There are a series of procedures for producing an antireflection layer with the desired limit voltage. This is preferably done by means of the selection of the material of the antireflection layer and/or the stoichiometric composition of the substance compound from which the antireflection layer is formed.

In specific embodiments it is possible to set the limit voltage of the antireflection layer by means of a suitable choice of the refractive index value thereof, because the limit voltage can be dependent on the refractive index given otherwise identical parameters. On the other hand, it is particularly advantageous if the limit voltage lies below the values described above, although the refractive index is low. Specifically, one preferred embodiment provides for the antireflection layer to have a refractive index, determined at a wavelength of 632 nm, of less than n=2.2, n=2.15, n=2.1, n=2.05, n=2.0, n=1.9, n=1.8, n=1.6 or n=1.4. PiD occurs particularly frequently in the case of such low refractive index values. By means of the selection of a suitably low limit voltage, however, the occurrence of PiD can be precluded in this case, too. The optical properties of the antireflection layer, in particular the refractive index, can thus be separated from the electrical properties, namely the limit voltage.

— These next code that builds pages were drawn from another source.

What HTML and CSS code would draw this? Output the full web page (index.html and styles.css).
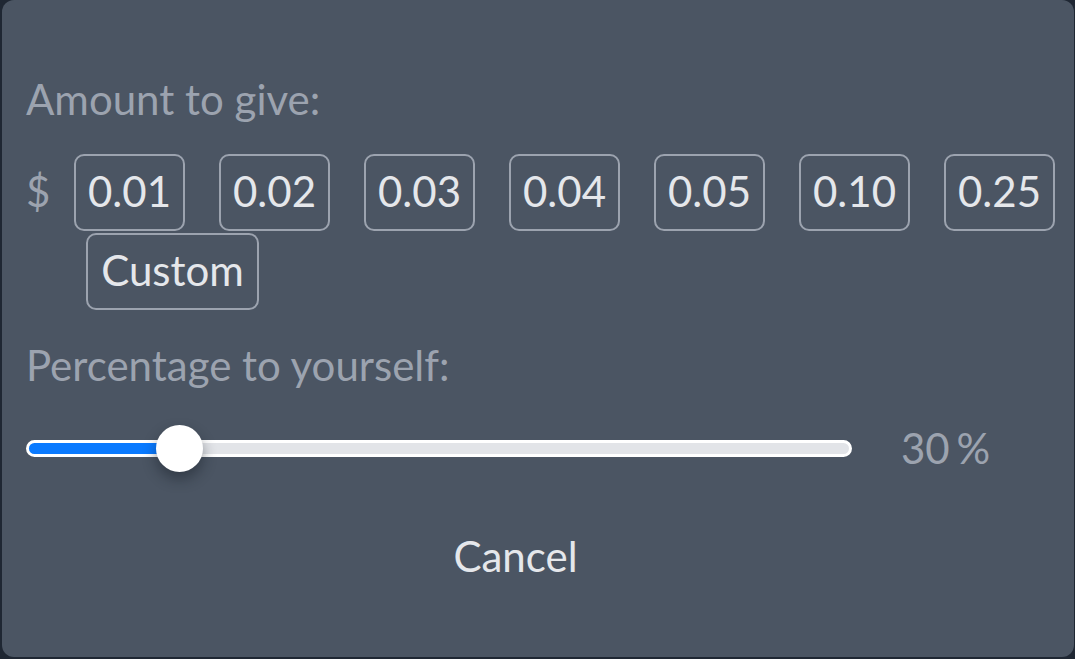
FILE: index.html
```html
<!DOCTYPE html>
<html lang="en">
<head>
<meta charset="utf-8">
<title>Tip</title>
<link rel="stylesheet" href="styles.css">
</head>
<body>
<div class="screen">
  <div class="dialog">
    <div class="label">Amount to give:</div>
    <div class="amounts">
      <span class="currency">$</span>
      <div class="options">
        <button class="opt">0.01</button>
        <button class="opt">0.02</button>
        <button class="opt">0.03</button>
        <button class="opt">0.04</button>
        <button class="opt">0.05</button>
        <button class="opt">0.10</button>
        <button class="opt">0.25</button>
        <button class="opt custom">Custom</button>
      </div>
    </div>
    <div class="label label-pct">Percentage to yourself:</div>
    <div class="slider-row">
      <div class="track">
        <div class="fill" style="width:145px"></div>
        <div class="thumb" style="left:127px"></div>
      </div>
      <div class="pct">30 %</div>
    </div>
    <div class="actions">
      <button class="cancel">Cancel</button>
    </div>
  </div>
</div>
</body>
</html>
```
FILE: styles.css
```css
html, body {
  margin: 0;
  padding: 0;
  background: #1f2733;
  overflow: hidden;
  height: 659px;
}
body {
  font-family: Lato, "Noto Sans", sans-serif;
  font-size: 42px;
  line-height: 50px;
}
.screen {
  padding-left: 2px;
}
.dialog {
  box-sizing: border-box;
  width: 1072px;
  height: 657px;
  background: #4b5563;
  border-radius: 12px;
  padding: 74px 0 0 24px;
}
.label {
  color: #9ca3af;
}
.amounts {
  display: flex;
  align-items: flex-start;
  margin-top: 30px;
}
.currency {
  color: #9ca3af;
  width: 48px;
  padding-top: 12px;
  line-height: 50px;
}
.options {
  display: flex;
  flex-wrap: wrap;
  column-gap: 34px;
  row-gap: 2px;
  width: 990px;
}
.opt {
  box-sizing: border-box;
  height: 77px;
  min-width: 111px;
  padding: 10px 12px 13px;
  border: 2px solid #9ca3af;
  border-radius: 10px;
  background: transparent;
  color: #e5e7eb;
  font-family: inherit;
  font-size: 42px;
  line-height: 50px;
  text-align: center;
}
.custom {
  margin-left: 12px;
  width: 173px;
}
.label-pct {
  margin-top: 30px;
}
.slider-row {
  display: flex;
  align-items: center;
  margin-top: 33px;
  height: 50px;
}
.track {
  position: relative;
  box-sizing: border-box;
  width: 826px;
  height: 17px;
  border: 3px solid #ffffff;
  border-radius: 9px;
  background: #e2e4e8;
}
.fill {
  height: 11px;
  border-radius: 6px 0 0 6px;
  background: #0a7aff;
}
.thumb {
  position: absolute;
  top: -18px;
  width: 47px;
  height: 47px;
  border-radius: 50%;
  background: #ffffff;
  box-shadow: 0 7px 14px rgba(20, 26, 36, 0.45);
}
.pct {
  margin-left: 49px;
  color: #9ca3af;
  word-spacing: -4px;
}
.actions {
  display: flex;
  justify-content: center;
  padding-right: 69px;
  margin-top: 58px;
}
.cancel {
  background: transparent;
  border: none;
  padding: 0;
  color: #e5e7eb;
  font-family: inherit;
  font-size: 42px;
  line-height: 50px;
}
```
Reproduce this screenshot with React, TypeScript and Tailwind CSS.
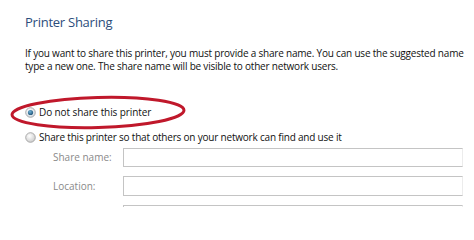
import React from "react";

function Radio({ checked }: { checked?: boolean }) {
  return (
    <svg width="11" height="11" viewBox="0 0 11 11" className="shrink-0">
      <defs>
        <radialGradient id={checked ? "rc" : "ru"} cx="40%" cy="35%" r="70%">
          <stop offset="0%" stopColor="#ffffff" />
          <stop offset="100%" stopColor={checked ? "#cfd8e0" : "#c9c9c9"} />
        </radialGradient>
        <radialGradient id="dot" cx="40%" cy="35%" r="70%">
          <stop offset="0%" stopColor="#6fb3d8" />
          <stop offset="100%" stopColor="#1d4f73" />
        </radialGradient>
      </defs>
      <circle cx="5.5" cy="5.5" r="4.8" fill={checked ? "url(#rc)" : "url(#ru)"} stroke="#9a9a9a" strokeWidth="0.8" />
      {checked && <circle cx="5.5" cy="5.5" r="2.6" fill="url(#dot)" />}
    </svg>
  );
}

export default function App() {
  return (
    <div
      className="relative w-[474px] h-[207px] overflow-hidden bg-white"
      style={{ fontFamily: '"Open Sans", "Noto Sans", Arial, sans-serif' }}
    >
      <div className="pl-[25px] pt-[13px]">
        <div className="text-[13px] leading-[18px] text-[#2c4d7c] tracking-[-0.25px]">Printer Sharing</div>
        <div className="mt-[16px] text-[10px] leading-[13px] text-[#111] tracking-[-0.2px]">
          <div>If you want to share this printer, you must provide a share name. You can use the suggested name</div>
          <div>type a new one. The share name will be visible to other network users.</div>
        </div>
        <div className="mt-[33px] flex items-center gap-[3px] text-[10px] leading-[12px] text-[#111] tracking-[-0.1px]">
          <Radio checked />
          <span>Do not share this printer</span>
        </div>
        <div className="mt-[13px] flex items-center gap-[3px] text-[10px] leading-[12px] text-[#111] tracking-[-0.2px]">
          <Radio />
          <span>Share this printer so that others on your network can find and use it</span>
        </div>
        <div className="mt-[5px] flex flex-col gap-[9px] pl-[28px] text-[10px] text-[#8a8a8a]">
          <div className="flex items-center">
            <span className="w-[70px]">Share name:</span>
            <div className="h-[19px] w-[340px] border border-[#c4c4c4] border-r-[#ececec]" />
          </div>
          <div className="flex items-center">
            <span className="w-[70px]">Location:</span>
            <div className="h-[20px] w-[340px] border border-[#c4c4c4] border-r-[#ececec]" />
          </div>
          <div className="flex items-center">
            <span className="w-[70px]"></span>
            <div className="h-[20px] w-[340px] border border-[#c4c4c4] border-r-[#ececec]" />
          </div>
        </div>
      </div>
      <svg className="absolute left-0 top-0 pointer-events-none" width="474" height="207">
        <ellipse
          cx="98"
          cy="112.5"
          rx="86"
          ry="15"
          fill="none"
          stroke="#c0182b"
          strokeWidth="3"
          transform="rotate(-1.5 98 112.5)"
        />
      </svg>
    </div>
  );
}
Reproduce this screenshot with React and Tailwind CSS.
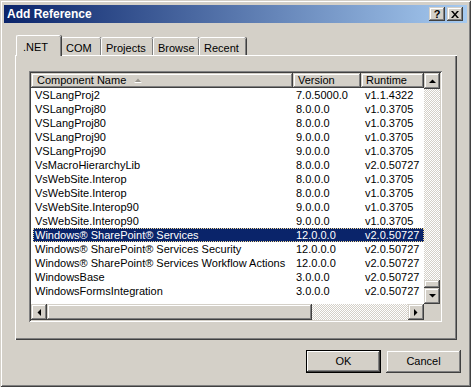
import React from "react";

const raised =
  "shadow-[inset_-1px_-1px_#404040,inset_1px_1px_#d4d0c8,inset_-2px_-2px_#808080,inset_2px_2px_#fff]";
const checker =
  "bg-[repeating-conic-gradient(#fff_0_25%,#d4d0c8_0_50%)] bg-[length:2px_2px]";

const rows = [
  ["VSLangProj2", "7.0.5000.0", "v1.1.4322"],
  ["VSLangProj80", "8.0.0.0", "v1.0.3705"],
  ["VSLangProj80", "8.0.0.0", "v1.0.3705"],
  ["VSLangProj90", "9.0.0.0", "v1.0.3705"],
  ["VSLangProj90", "9.0.0.0", "v1.0.3705"],
  ["VsMacroHierarchyLib", "8.0.0.0", "v2.0.50727"],
  ["VsWebSite.Interop", "8.0.0.0", "v1.0.3705"],
  ["VsWebSite.Interop", "8.0.0.0", "v1.0.3705"],
  ["VsWebSite.Interop90", "9.0.0.0", "v1.0.3705"],
  ["VsWebSite.Interop90", "9.0.0.0", "v1.0.3705"],
  ["Windows® SharePoint® Services", "12.0.0.0", "v2.0.50727"],
  ["Windows® SharePoint® Services Security", "12.0.0.0", "v2.0.50727"],
  ["Windows® SharePoint® Services Workflow Actions", "12.0.0.0", "v2.0.50727"],
  ["WindowsBase", "3.0.0.0", "v2.0.50727"],
  ["WindowsFormsIntegration", "3.0.0.0", "v2.0.50727"],
];

const tabs = [
  { label: ".NET", w: "w-[45px]", active: true },
  { label: "COM", w: "w-[40px]" },
  { label: "Projects", w: "w-[52px]" },
  { label: "Browse", w: "w-[46px]" },
  { label: "Recent", w: "w-[47px]" },
];

const Arrow = ({ dir }) => {
  const pts = {
    up: "0,4 3.5,0.5 7,4",
    down: "0,0 7,0 3.5,3.5",
    left: "4,0 4,7 0.5,3.5",
    right: "0,0 0,7 3.5,3.5",
  }[dir];
  const vert = dir === "up" || dir === "down";
  return (
    <svg width={vert ? 7 : 4} height={vert ? 4 : 7} viewBox={vert ? "0 0 7 4" : "0 0 4 7"}>
      <polygon points={pts} fill="#000" />
    </svg>
  );
};

const ScrollBtn = ({ dir, className = "" }) => (
  <div className={`w-[16px] h-[16px] shrink-0 bg-[#d4d0c8] flex items-center justify-center ${raised} ${className}`}>
    <Arrow dir={dir} />
  </div>
);

const AddReference = () => {
  return (
    <div className="w-[471px] h-[387px] bg-[#d4d0c8] p-[4px] font-['Liberation_Sans',Arial,sans-serif] text-[11px] text-black shadow-[inset_1px_1px_#d4d0c8,inset_-1px_-1px_#404040,inset_2px_2px_#fff,inset_-2px_-2px_#808080] overflow-hidden">
      {/* Title bar */}
      <div className="mt-[1px] h-[18px] flex items-center justify-between bg-[linear-gradient(to_right,#0a246a,#a6caf0)] pl-[3px] pr-[4px]">
        <span className="text-white font-bold text-[12px] leading-none">Add Reference</span>
        <div className="flex gap-[2px]">
          <div className={`w-[16px] h-[14px] bg-[#d4d0c8] flex items-center justify-center font-bold text-[11px] leading-none ${raised}`}>?</div>
          <div className={`w-[16px] h-[14px] bg-[#d4d0c8] flex items-center justify-center ${raised}`}>
            <svg width="8" height="7" viewBox="0 0 8 7">
              <path d="M0 0h2l2 2.5L6 0h2L5 3.5 8 7H6L4 4.5 2 7H0l3-3.5z" fill="#000" />
            </svg>
          </div>
        </div>
      </div>

      {/* Tabs */}
      <div className="mt-[12px] ml-[12px] flex items-end h-[20px]">
        {tabs.map((t) => (
          <div
            key={t.label}
            className={`${t.w} shrink-0 bg-[#d4d0c8] rounded-t-[2px] border-t border-l border-white shadow-[inset_-1px_0_#808080,1px_0_#404040] ${
              t.active
                ? "h-[21px] relative z-10 -mb-[1px] pl-[6px] pt-[3px]"
                : "h-[18px] pl-[4px] pt-[2px]"
            }`}
          >
            {t.label}
          </div>
        ))}
      </div>

      {/* Tab panel */}
      <div className="ml-[11px] w-[442px] h-[285px] pl-[14px] pt-[16px] shadow-[inset_1px_1px_#fff,inset_-1px_-1px_#404040,inset_-2px_-2px_#808080]">
        {/* List view */}
        <div className="w-[413px] h-[251px] bg-white p-[2px] shadow-[inset_1px_1px_#808080,inset_-1px_-1px_#fff,inset_2px_2px_#404040,inset_-2px_-2px_#d4d0c8] flex flex-col">
          <div className="flex flex-1 min-h-0">
            <div className="flex-1 flex flex-col">
              {/* Header */}
              <div className="flex h-[15px] shrink-0 leading-[13px]">
                <div className={`w-[262px] bg-[#d4d0c8] pl-[6px] flex items-center gap-[8px] ${raised}`}>
                  <span>Component Name</span>
                  <svg width="8" height="5" viewBox="0 0 8 5">
                    <polygon points="0.5,4.5 4,0.5 7.5,4.5" fill="#9a968e" />
                    <line x1="0.5" y1="4.5" x2="7.5" y2="4.5" stroke="#fff" strokeWidth="1" />
                  </svg>
                </div>
                <div className={`w-[68px] bg-[#d4d0c8] pl-[5px] flex items-center ${raised}`}>Version</div>
                <div className={`w-[63px] bg-[#d4d0c8] pl-[5px] flex items-center ${raised}`}>Runtime</div>
              </div>
              {/* Rows */}
              <div className="pl-[2px]">
                {rows.map(([name, ver, rt], i) => {
                  const sel = i === 10;
                  return (
                    <div
                      key={i}
                      className={`flex h-[14px] items-center whitespace-nowrap ${
                        sel ? "bg-[#0a246a] text-white outline outline-1 outline-dotted outline-[#f5db95] -outline-offset-1" : ""
                      }`}
                    >
                      <div className="w-[258px] pl-[2px] overflow-hidden">{name}</div>
                      <div className="w-[68px] pl-[5px]">{ver}</div>
                      <div className="w-[63px] pl-[6px]">{rt}</div>
                    </div>
                  );
                })}
              </div>
            </div>
            {/* Vertical scrollbar */}
            <div className={`w-[16px] flex flex-col ${checker}`}>
              <ScrollBtn dir="up" />
              <div className="flex-1" />
              <div className={`h-[8px] bg-[#d4d0c8] ${raised}`} />
              <ScrollBtn dir="down" />
            </div>
          </div>
          {/* Horizontal scrollbar */}
          <div className="flex h-[16px] shrink-0">
            <ScrollBtn dir="left" />
            <div className={`flex-1 flex ${checker}`}>
              <div className={`w-[265px] bg-[#d4d0c8] ${raised}`} />
            </div>
            <ScrollBtn dir="right" />
            <div className="w-[16px] bg-[#d4d0c8]" />
          </div>
        </div>
      </div>

      {/* Buttons */}
      <div className="mt-[10px] pr-[6px] flex justify-end gap-[5px]">
        <button className="w-[75px] h-[23px] bg-[#d4d0c8] border border-black shadow-[inset_-1px_-1px_#404040,inset_1px_1px_#fff,inset_-2px_-2px_#808080]">
          OK
        </button>
        <button className={`w-[75px] h-[23px] bg-[#d4d0c8] ${raised}`}>Cancel</button>
      </div>
    </div>
  );
};

export default AddReference;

This ensures that the antireflection layer can still comply with its actual function in the solar cell.

One advantageous development provides for the antireflection layer to be doped. A doping of the antireflection layer with suitable dopants affords a possibility for reducing the limit voltage of the antireflection layer by virtue of the conductivity of the antireflection layer being increased. One expedient configuration provides for the antireflection layer to be doped with phosphorus, arsenic, fluorine or boron. Alternatively, other suitable substances or a substance compound can also be used as dopants.

In accordance with one preferred embodiment, a transparent conductive oxide is admixed in the antireflection layer. As such a transparent conductive oxide, by way of example, indium tin oxide, aluminium zinc oxide, antimony tin oxide or fluorine tin oxide is suitable for use within the antireflection layer.

In one advantageous embodiment, the concentration of defects in the antireflection layer is set in order to influence the conductivity of the antireflection layer in a targeted manner. In other words, during the production of this embodiment, the conductivity of the antireflection coating has been influenced in a targeted manner by way of the concentration of defects in the antireflection coating. Such defects can be, for example: an increased number of dangling bonds, produced by, for example, a reduced proportion of hydrogen in the layer.

It is preferably provided that the antireflection layer has conductivity channels running along the layer thickness or along a layer surface of the antireflection layer. Said channels can be formed, for example, by means of laser removal in the antireflection layer. The conductivity channels can be filled with a conductivity-increasing material. Alternatively, the conductivity channels can remain empty, the increase in conductivity taking place on account of surface conduction along inner surfaces of the conductivity channels.

Conductivity channels along the layer surface of the antireflection layer are preferably shallow trenches or planar covering layers which are formed in the layer surface. By contrast, the conductivity channels running along the layer thickness are preferably holes in the antireflection layer. One expedient embodiment provides for the conductivity channels in the antireflection layer to extend through the entire layer thickness of the antireflection layer. This therefore involves through-holes through the antireflection layer which extend as far as the underlying semiconductor substrate.

One advantageous configuration provides for the antireflection layer to be formed from silicon carbide, silicon oxide, silicon nitride, silicon oxynitride, aluminium oxide, metal oxide or a combination thereof. The antireflection layer can also be constructed from a plurality of partial layers. In this case, the individual partial layers can each be formed from a different material, preferably comprising one of the silicon compounds presented above.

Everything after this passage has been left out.